My frustration and accompanying lamentations echoed in endless looping refrains, What am I not seeing, What am I missing, Why can’t I wake up? I knew the textbook answer was that I was looking for awareness, consciousness, pure being, but somehow, despite my fervent desire and efforts, I could not perceive these aspects of self. I even pondered the aphorism that is intended to defeat the ego trap of overlooking the Truth, “What’s looking is what you are looking for!” Still, the clarity I was seeking eluded me. All of this it turns out was a “fool's errand.”
As I’ve shared in this column previously, the flaw in my best intentions and efforts to awaken was an unquestioned assumption which presupposed that “I” was a “person,” that is, a separate individual in the world, seeking to become more spiritual. And that this “I” character would someday wake up and become enlightened, that all my practice and the expectation-based spiritual effort hinged on some ultimate end game where this me that I take myself to be would arrive in full recognition of my true nature. This entire strategic perspective was simply content of my mind, an egoic ruse, in the words of Paul Hedderman, a “stratagem to hide my true identity, because it knows you won't "find" what you already are!”

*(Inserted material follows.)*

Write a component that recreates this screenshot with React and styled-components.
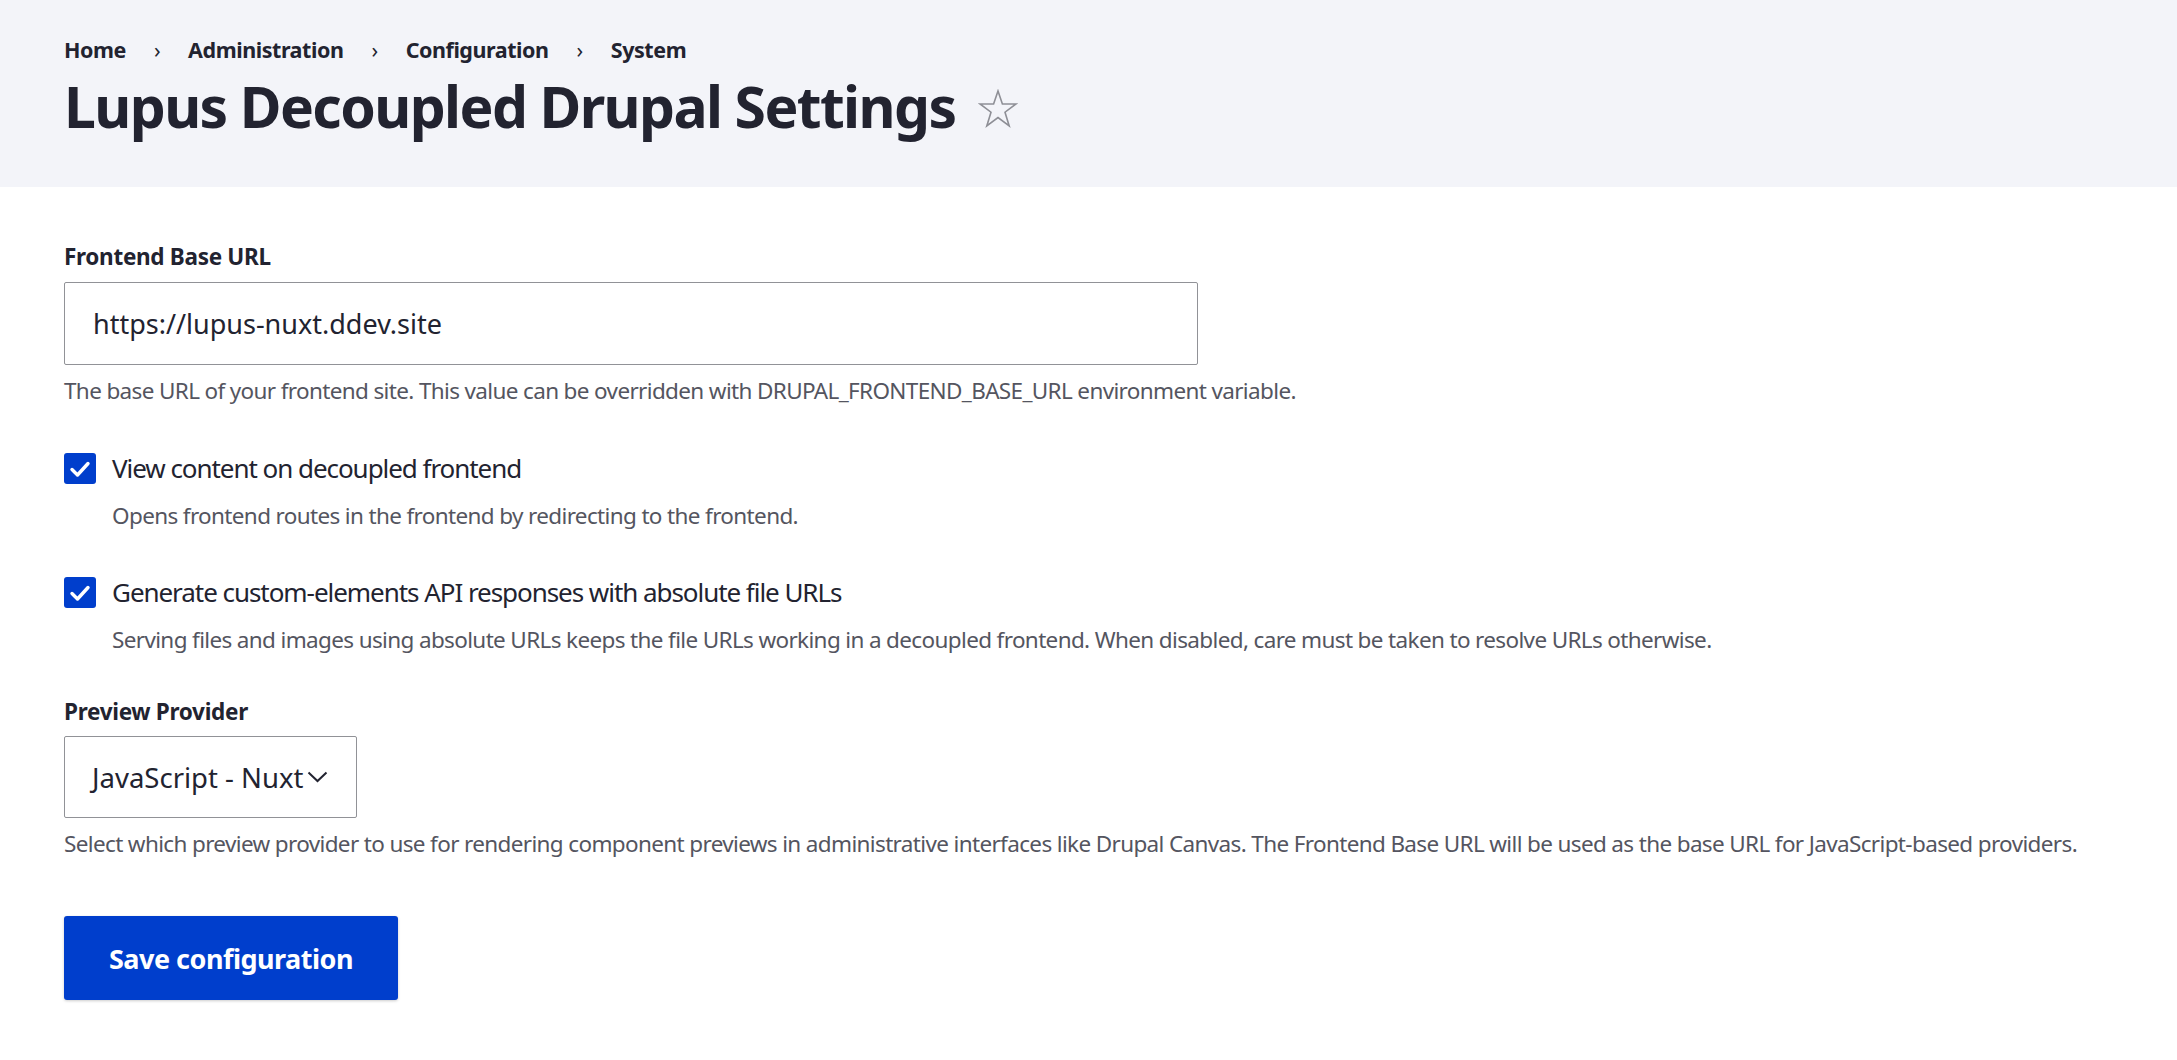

For me, it took a clear seeing of what I was not to help awareness dawn and reveal itself as the primacy of being itself. The apparent delay in seeing the Truth was an exclusive pursuit of Presence without first cleansing the lens of perception of what was not true, that was obscuring the reality of being. I recently heard it said quite accurately by nondual teacher, Fred Davis, “You cannot teach a relative being about the absolute, because the recognition of the absolute is the absence of a relative being.” So if this sounds like your flavor of stagnation, you might simply stop looking completely, call off the search for the Truth, and look closely at what you are not. When you systematically see through all the temporary aspects of who and what you’ve taken yourself to be, body, mind, thoughts, memories, etc there will be very little left, and that vast and spacious and empty remainder might just be the hidden kingdom where the journey ends.